Today I've been reading about XMPP PubSub and now have a general idea of how it works in my head. I'm still not entirely convinced that it's the best way to shift large volumes of entry data between the big sites, but I do think it'd be worthwhile to implement it anyway. The nice thing about XMPP PubSub is that we can implement it in two parts:
- A companion to synsuck which can consume PubSub content (where the payload is an Atom feed) into type Y journals. This would presumably take the form of a special Jabber client daemon which handles the subscribing and then makes sure that the recieved items end up in the right journals on the site.
- A component which publishes posted journal content from all journals. I'm still not sure of the best approach for this yet, but whatever happens it should only be called on to publish entries for which there are active subscriptions (or else it'll get really behind on LiveJournal.com). I'm currently a little confused about who is responsible for distributing the message to the various servers where there are subscribed clients, though. This component would serve a similar purpose to the /data/atom output, but without all the polling.
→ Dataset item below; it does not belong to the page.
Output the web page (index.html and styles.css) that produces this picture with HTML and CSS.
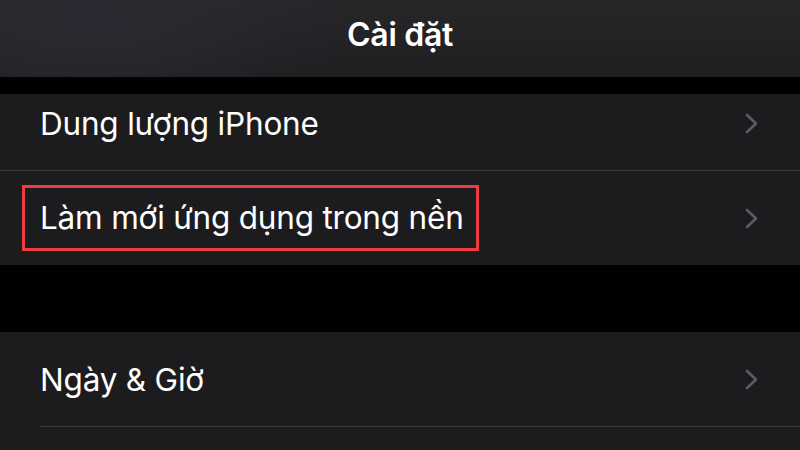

The PubSub consumer seems like a good place to start, assuming there are actually data sources we can subscribe to for testing. It looks like the PubSub.com feeds aren't suitable because the client must connect directly to their server to do it, and they only serve up their own feeds. If I'm understanding correctly, the pubsub consumer daemon will need to have an account on a Jabber server through which it sends and recieves messages. LiveJournal.com has the resources to run its own Jabber server quite easily, and others who don't want to run their own could presumably just use an account on jabber.org or whatever, so this doesn't exclude anyone.
If anyone wants to add anything or correct me, please go right ahead…